The major impetus in Covey's be proactive principle is that people who take control of their attitudes achieve more than people who react to life's circumstances. Covey proclaimed that people can choose feelings such as happiness, sadness and courage. Choosing happiness means that you center your attitude and choices on things that make you happy. You accept that you control your attitude regardless of what other people say and do, or what happens around you. For example, by choosing happiness, someone who is unhappy with a current job would look for another one rather than suffer in misery each day.
Be proactive is the first of seven effective work habits outlined in Stephen Covey's "7 Habits of Highly Effective People" book and workshop series.
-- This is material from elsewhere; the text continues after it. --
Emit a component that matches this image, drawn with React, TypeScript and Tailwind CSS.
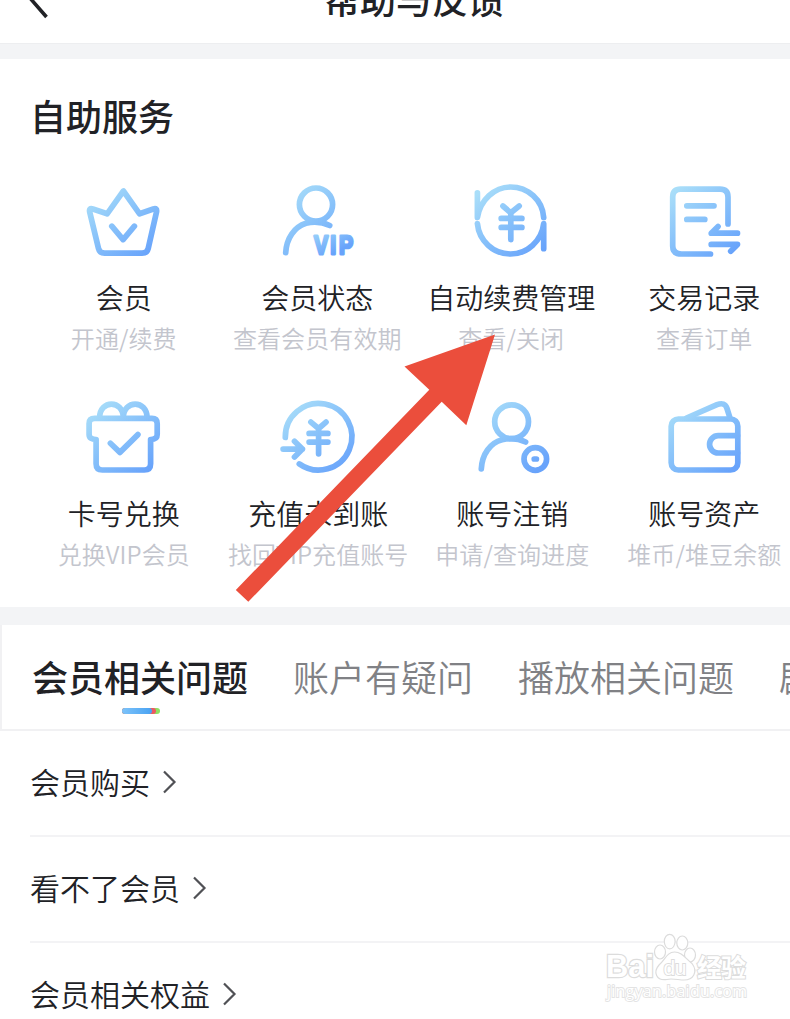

The emphasis of this particular habit is on taking control of your attitude, life and career choices.
People who live with an external locus of control tend to blame other people, events and things for the misfortunes they experience. Covey suggested that doing so prevents you from taking control and from altering the negative paths you take. For example, a young adult who blames his parents for not giving him enough attention as a kid may miss opportunities to improve personal relationships; a student who says, "I don't do well on tests because the pressure of performing in a test room is too much for me," is not prepared to take control of her situation by developing new strategies and learning new test-taking methods.
Covey made a strong connection between the language people use and their attitudes and behaviors. He referred to phrases such as I can't or I have to as reactive language because these phrases imply the speaker is avoiding responsibility. In contrast, saying I can or I'm going to is more proactive, responsible language. For example, an employee who tells a manager, "I'm going to get this to you by the deadline," is more mentally ready to deliver than someone who says, "I'll do my best" or "I'm not sure whether I can do it."
Influence the Right Circle
In Covey's discussion of the be proactive habit, he also described two circles related to each person's roles in life. A circle of influence includes the people and situations over which you have some positive control; a circle of concern includes areas of problems that you can't control, but that bog you down with worry or doubt. Proactive people are effective at recognizing and impacting their circle of influence, while reactive people tend to invest too much mental energy in concerns they can't influence. An employee getting angry or frustrated about the promotions or opportunities gained by a coworker is focused on the circle of concern, for instance.